For the sake of this question I want to focus on an unfair coin. Assuming we have a number of $i.i.d.$ samples $X_1, ..., X_n$ and a precision level requirement $\tau$. I search for the optimal estimator $\hat{P_n}$ minimizing the expression $P(|\hat{P_n} - {P(X_1 = 1)} |\geq \tau)$. Also I would like to know the convergence rate in this case.
Intiutively the law of large numbers should be the best choice, which gives exponential convergence speed. But that might not be enough for small $\tau$ and little $n$. So I just wanted to check if in this case we could possibly do any better. I guess the answer should not be due to the CLT, but I can't quite prove it.

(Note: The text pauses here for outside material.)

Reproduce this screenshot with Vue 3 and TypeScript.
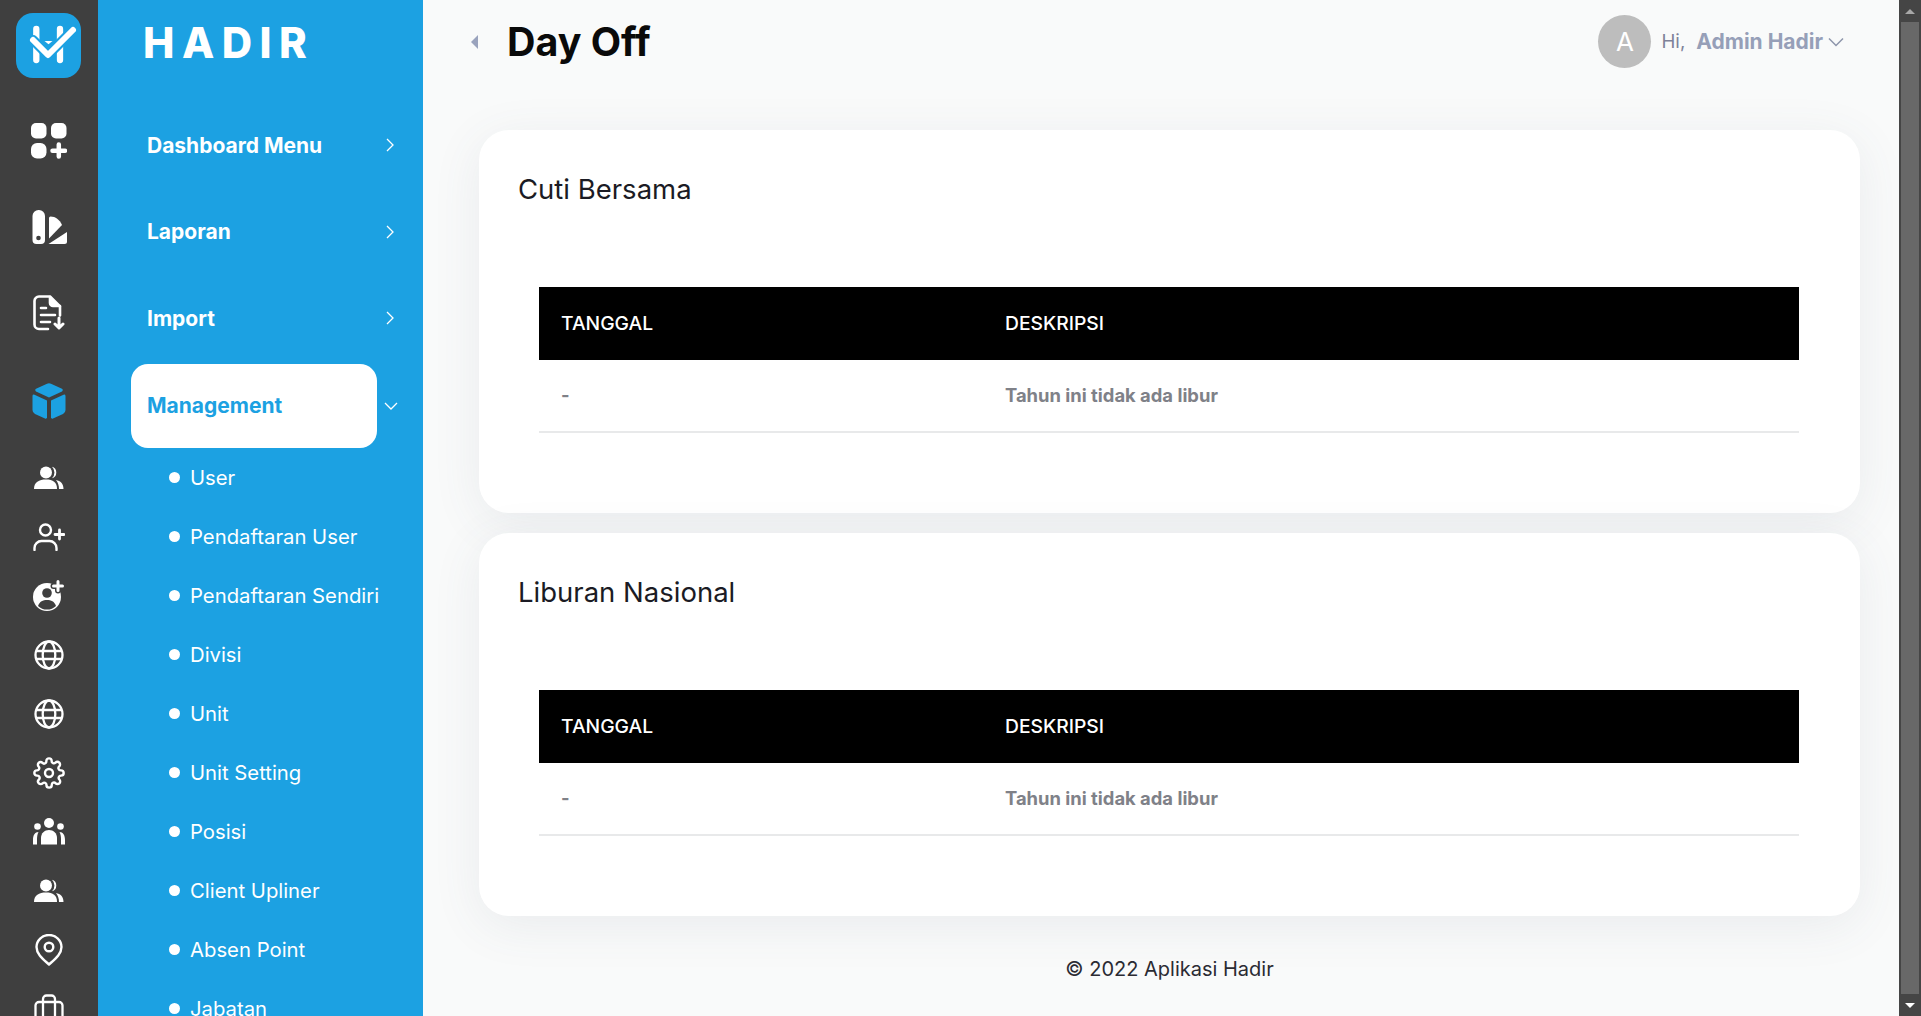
<script setup lang="ts">
const subItems: string[] = ['User','Pendaftaran User','Pendaftaran Sendiri','Divisi','Unit','Unit Setting','Posisi','Client Upliner','Absen Point','Jabatan']
const topItems: string[] = ['Dashboard Menu','Laporan','Import']
const cards: string[] = ['Cuti Bersama','Liburan Nasional']
</script>

<template>
  <div class="app">
    <nav class="rail">
      <div class="logo">
        <svg width="65" height="65" viewBox="0 0 65 65">
          <rect width="65" height="65" rx="17" fill="#1ca1e2"/>
          <path d="M20.300 16V47M44 16V47" stroke="#fff" stroke-width="6.300" stroke-linecap="round" fill="none"/>
          <path d="M28.500 28h8l-4 3.200z" fill="#fff"/>
          <path d="M17 27L32 42L57 17" stroke="#1ca1e2" stroke-width="10" stroke-linecap="round" stroke-linejoin="round" fill="none"/>
          <path d="M17 27L32 42L57 17" stroke="#fff" stroke-width="6" stroke-linecap="round" stroke-linejoin="round" fill="none"/>
        </svg>
      </div>
      <div class="rail-big">
        <svg width="36" height="36" viewBox="0 0 36 36" fill="#fff"><rect x="0" y="0" width="15.500" height="15.500" rx="5"/><rect x="20" y="0" width="15.500" height="15.500" rx="5"/><rect x="0" y="20" width="15.500" height="15.500" rx="6"/><path d="M27.800 21.500v12M21.500 27.700h12.500" stroke="#fff" stroke-width="4.500" stroke-linecap="round"/></svg>
      </div>
      <div class="rail-big">
        <svg width="36" height="36" viewBox="0 0 36 36" fill="#fff"><path d="M7.500 1h.500a6 6 0 0 1 6 6v24a4 4 0 0 1 -4 4H5.500a4 4 0 0 1 -4 -4V7a6 6 0 0 1 6 -6z"/><circle cx="7.500" cy="29" r="2.300" fill="#3f3f3f"/><path d="M18 9a1.500 1.500 0 0 1 1.500 -1.500c5 0 9 3 11.500 8.500L18 29.500z"/><path d="M36 23L17.500 35H33.500a2.500 2.500 0 0 0 2.500 -2.500z"/></svg>
      </div>
      <div class="rail-big">
        <svg width="32" height="36" viewBox="0 0 32 36" fill="none" stroke="#fff" stroke-width="2.600" stroke-linecap="round" stroke-linejoin="round"><path d="M15 34H6a4.500 4.500 0 0 1 -4.500 -4.500V6A4.500 4.500 0 0 1 6 1.500h11l10 10v9"/><path d="M17 2v6a3 3 0 0 0 3 3h7" fill="#fff"/><path d="M8 13h5M8 20h14M8 27h9"/><path d="M26 23v9M22 29l4 4 4 -4" stroke-width="3"/></svg>
      </div>
      <div class="rail-cube">
        <svg width="34" height="36" viewBox="0 0 34 36" fill="#1ca1e2"><path d="M15 .800a4.500 4.500 0 0 1 4 0l11 5a1.500 1.500 0 0 1 0 2.600L17 14.500 4 8.400a1.500 1.500 0 0 1 0 -2.600z"/><path d="M.500 13a1.500 1.500 0 0 1 2 -1.300L15 17.500v16.800a1.500 1.500 0 0 1 -2 1.300L3 31a4.500 4.500 0 0 1 -2.500 -4z"/><path d="M33.500 13a1.500 1.500 0 0 0 -2 -1.300L19 17.500v16.800a1.500 1.500 0 0 0 2 1.300L31 31a4.500 4.500 0 0 0 2.500 -4z"/></svg>
      </div>
      <div class="rail-icons">
        <div class="rail-item"><svg width="30" height="24" viewBox="0 0 30 24" fill="#fff"><circle cx="12" cy="6.500" r="6"/><path d="M0 23c0 -7 5 -9.500 12 -9.500S23 16 23 23z"/><path d="M18 .800a6 6 0 0 1 0 11.500 8 8 0 0 0 0 -11.500z"/><path d="M22 14c4.500 1 7.500 3.500 7.500 9H25c0 -3.500 -1 -6.500 -3 -9z"/></svg></div>
        <div class="rail-item"><svg width="32" height="28" viewBox="0 0 32 28" fill="none" stroke="#fff" stroke-width="2.400" stroke-linecap="round"><circle cx="12.500" cy="7" r="5.500"/><path d="M1.500 27v-2a7 7 0 0 1 7 -7h8a7 7 0 0 1 7 7v2"/><path d="M26.500 7v9M22 11.500h9" stroke-width="2.800"/></svg></div>
        <div class="rail-item"><svg width="32" height="32" viewBox="0 0 32 32"><circle cx="14" cy="17" r="14" fill="#fff"/><circle cx="14" cy="13" r="4.800" fill="#3f3f3f"/><path d="M5 26c1.500 -4.500 5 -6 9 -6s7.500 1.500 9 6a13 13 0 0 1 -18 0z" fill="#3f3f3f"/><path d="M25 1.500v9M20.500 6h9" stroke="#3f3f3f" stroke-width="6" stroke-linecap="round"/><path d="M25 1.500v9M20.500 6h9" stroke="#fff" stroke-width="3" stroke-linecap="round"/></svg></div>
        <div class="rail-item"><svg class="globe" width="30" height="30" viewBox="0 0 30 30" fill="none" stroke="#fff" stroke-width="2.300"><circle cx="15" cy="15" r="13.500"/><ellipse cx="15" cy="15" rx="6.300" ry="13.500"/><path d="M2 11h26M2 19h26"/></svg></div>
        <div class="rail-item"><svg class="globe" width="30" height="30" viewBox="0 0 30 30" fill="none" stroke="#fff" stroke-width="2.300"><circle cx="15" cy="15" r="13.500"/><ellipse cx="15" cy="15" rx="6.300" ry="13.500"/><path d="M2 11h26M2 19h26"/></svg></div>
        <div class="rail-item"><svg width="32" height="32" viewBox="0 0 24 24" fill="none" stroke="#fff" stroke-width="1.800" stroke-linejoin="round"><circle cx="12" cy="12" r="3"/><path d="M19.400 15a1.650 1.650 0 0 0 .33 1.820l.06.06a2 2 0 1 1-2.830 2.830l-.06-.06a1.650 1.650 0 0 0-2.820 1.170V21a2 2 0 1 1-4 0v-.09A1.650 1.650 0 0 0 7.270 19.700l-.06.06a2 2 0 1 1-2.830-2.830l.06-.06A1.650 1.650 0 0 0 3.270 14H3a2 2 0 1 1 0-4h.09A1.650 1.650 0 0 0 4.300 7.270l-.06-.06a2 2 0 1 1 2.830-2.830l.06.06A1.650 1.650 0 0 0 10 3.270V3a2 2 0 1 1 4 0v.09a1.650 1.650 0 0 0 2.820 1.170l.06-.06a2 2 0 1 1 2.830 2.830l-.06.06A1.650 1.650 0 0 0 20.730 10H21a2 2 0 1 1 0 4h-.09a1.650 1.650 0 0 0-1.510 1z"/></svg></div>
        <div class="rail-item"><svg width="32" height="27" viewBox="0 0 32 27" fill="#fff"><circle cx="16" cy="5" r="5"/><circle cx="4.500" cy="8.500" r="3.300"/><circle cx="27.500" cy="8.500" r="3.300"/><path d="M8 26.500V20c0 -5 3.500 -8 8 -8s8 3 8 8v6.500z"/><path d="M5.500 14c-3.500 0 -5.500 3 -5.500 8v4.500h4V21c0 -2.500 .5 -5 1.500 -7z"/><path d="M26.500 14c3.500 0 5.500 3 5.500 8v4.500h-4V21c0 -2.500 -.5 -5 -1.500 -7z"/></svg></div>
        <div class="rail-item"><svg width="30" height="24" viewBox="0 0 30 24" fill="#fff"><circle cx="12" cy="6.500" r="6"/><path d="M0 23c0 -7 5 -9.500 12 -9.500S23 16 23 23z"/><path d="M18 .800a6 6 0 0 1 0 11.500 8 8 0 0 0 0 -11.500z"/><path d="M22 14c4.500 1 7.500 3.500 7.500 9H25c0 -3.500 -1 -6.500 -3 -9z"/></svg></div>
        <div class="rail-item"><svg width="28" height="32" viewBox="0 0 28 32" fill="none" stroke="#fff" stroke-width="2.400" stroke-linejoin="round"><path d="M14 30.500C8 25 1.500 20 1.500 13a12.500 12 0 0 1 25 0c0 7 -6.500 12 -12.500 17.500z"/><circle cx="14" cy="13" r="4.300"/></svg></div>
        <div class="rail-item"><svg width="30" height="30" viewBox="0 0 30 30" fill="none" stroke="#fff" stroke-width="2.300"><rect x="1.500" y="8" width="27" height="21" rx="3.500"/><path d="M9 29V5a3.500 3.500 0 0 1 3.500 -3.500h5A3.500 3.500 0 0 1 21 5v24"/></svg></div>
      </div>
    </nav>

    <aside class="side">
      <div class="brand">HADIR</div>
      <ul class="menu">
        <li v-for="t in topItems" :key="t" class="top-item">
          <span>{{ t }}</span>
          <svg class="chev" width="10" height="14" viewBox="0 0 10 14" fill="none" stroke="#fff" stroke-width="1.300"><path d="M2 1l6 6 -6 6"/></svg>
        </li>
      </ul>
      <div class="mgmt-row">
        <div class="pill">Management</div>
        <svg class="chev-d" width="14" height="10" viewBox="0 0 14 10" fill="none" stroke="#fff" stroke-width="1.300"><path d="M1 2l6 6 6 -6"/></svg>
      </div>
      <ul class="sub">
        <li v-for="s in subItems" :key="s"><i class="dot"></i>{{ s }}</li>
      </ul>
    </aside>

    <main class="main">
      <header class="topbar">
        <div class="title-wrap">
          <svg class="back" width="7" height="14" viewBox="0 0 7 14"><path d="M7 0v14L0 7z" fill="#9aa3bd"/></svg>
          <h1>Day Off</h1>
        </div>
        <div class="user">
          <div class="avatar">A</div>
          <span class="hi">Hi,</span>
          <span class="name">Admin Hadir</span>
          <svg width="16" height="10" viewBox="0 0 16 10" fill="none" stroke="#8d95ab" stroke-width="1.500"><path d="M1 1.500l7 7 7 -7"/></svg>
        </div>
      </header>
      <section class="content">
        <article v-for="c in cards" :key="c" class="card">
          <h2>{{ c }}</h2>
          <table>
            <thead>
              <tr><th class="c1">TANGGAL</th><th>DESKRIPSI</th></tr>
            </thead>
            <tbody>
              <tr><td class="c1">-</td><td>Tahun ini tidak ada libur</td></tr>
            </tbody>
          </table>
        </article>
      </section>
      <footer class="foot">© 2022 Aplikasi Hadir</footer>
    </main>

    <div class="scrollbar">
      <div class="sb-btn"><span class="up"></span></div>
      <div class="sb-thumb"></div>
      <div class="sb-btn"><span class="down"></span></div>
    </div>
  </div>
</template>

<style>
html, body { margin: 0; height: 100%; overflow: hidden; }
</style>

<style scoped>
.app { display: flex; height: 1016px; overflow: hidden; font-family: Inter, "Noto Sans", "Liberation Sans", sans-serif; }
.rail { width: 98px; flex: none; background: #3f3f3f; display: flex; flex-direction: column; align-items: center; }
.logo { height: 65px; margin-top: 13px; }
.logo svg { display: block; margin-left: -1px; }
.rail-big { height: 36px; margin-top: 45px; display: flex; justify-content: center; }
.rail-big + .rail-big { margin-top: 50px; }
.rail-cube { height: 36px; margin-top: 52px; }
.rail-cube svg, .rail-big svg, .rail-item svg { display: block; }
.rail-icons { margin-top: 29px; display: flex; flex-direction: column; }
.rail-item { height: 59px; width: 98px; display: flex; align-items: center; justify-content: center; }
.side { width: 325px; flex: none; background: #1ca1e2; color: #fff; overflow: hidden; }
.brand { font-size: 42px; font-weight: 800; letter-spacing: 7.500px; line-height: 52px; margin: 17px 0 0 45px; white-space: nowrap; }
.menu { list-style: none; margin: 33px 0 0; padding: 0; }
.top-item { height: 86.500px; display: flex; align-items: center; justify-content: space-between; padding: 0 28px 0 49px; font-size: 21px; font-weight: 700; white-space: nowrap; }
.mgmt-row { display: flex; align-items: center; margin-top: 2.500px; padding-left: 33px; height: 84px; }
.pill { width: 246px; height: 84px; border-radius: 17px; background: #fff; color: #1ca1e2; font-size: 21px; font-weight: 700; display: flex; align-items: center; padding: 0 0 2px 16px; box-sizing: border-box; }
.chev-d { margin-left: 7px; }
.sub { list-style: none; margin: 0; padding: 0; }
.sub li { height: 59px; display: flex; align-items: center; font-size: 20.300px; padding-left: 71px; white-space: nowrap; }
.dot { width: 11px; height: 11px; border-radius: 50%; background: #fff; margin-right: 10px; flex: none; }
.main { flex: 1; background: #f9fafa; min-width: 0; display: flex; flex-direction: column; }
.topbar { height: 83px; display: flex; align-items: center; justify-content: space-between; padding: 0 55px 0 48px; flex: none; }
.title-wrap { display: flex; align-items: center; gap: 29px; }
h1 { margin: 0; font-size: 39.400px; font-weight: 700; color: #0a0a0a; }
.user { display: flex; align-items: center; }
.avatar { width: 53px; height: 53px; border-radius: 50%; background: #bdbdbd; color: #fff; font-size: 26px; display: flex; align-items: center; justify-content: center; margin-right: 10px; }
.hi { font-size: 18.700px; color: #7e8299; margin-right: 11px; }
.name { font-size: 21px; font-weight: 700; color: #969fb8; margin-right: 5px; }
.content { padding: 47px 39px 0 56px; display: flex; flex-direction: column; gap: 20px; }
.card { height: 383px; background: #fff; border-radius: 30px; box-sizing: border-box; padding: 41px 60px 0 39px; box-shadow: 0 10px 50px rgba(80,90,115,.09); }
h2 { margin: 0 0 80px; font-size: 27.500px; line-height: 36px; font-weight: 400; color: #1b1b24; }
table { width: 1260px; margin-left: 21px; border-collapse: collapse; font-size: 18.400px; }
th { background: #000; color: #fff; text-align: left; font-weight: 500; font-size: 19.300px; height: 73px; padding: 0 22px 2px; box-sizing: border-box; }
.c1 { width: 444px; }
td { height: 72px; padding: 0 22px 2px; border-bottom: 2px solid #e8e9ea; color: #7f8188; font-weight: 700; box-sizing: border-box; }
.foot { text-align: center; margin-top: 41px; font-size: 20px; color: #2b2b33; padding-left: 17px; }
.scrollbar { width: 22px; flex: none; background: #454545; display: flex; flex-direction: column; }
.sb-btn { height: 22px; display: flex; align-items: center; justify-content: center; flex: none; }
.sb-thumb { flex: 1; background: #686868; margin: 0 2px; }
.up { border-left: 5px solid transparent; border-right: 5px solid transparent; border-bottom: 5px solid #a8a8a8; }
.down { border-left: 5px solid transparent; border-right: 5px solid transparent; border-top: 5px solid #fff; }
</style>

  • $\begingroup$ Use Chernoff bounds + Borel-Cantelli for almost sure convergence. Alternatively, Sanov's theorem gives you the exact convergence rate. $\endgroup$ – Aryeh Kontorovich Dec 22 '16 at 21:10

And if you want the exact minimax risk rate, take a look at the recent preprint by Iosif Pinelis and myself: https://arxiv.org/abs/1606.08920

Essentially, the above shows that the optimal estimator is the maximum-likelihood one (i.e., the obvious one obtained by dividing the number of heads by sample size) and the error decays as $c/\sqrt n$, where $c$ is a constant we explicitly compute in the paper.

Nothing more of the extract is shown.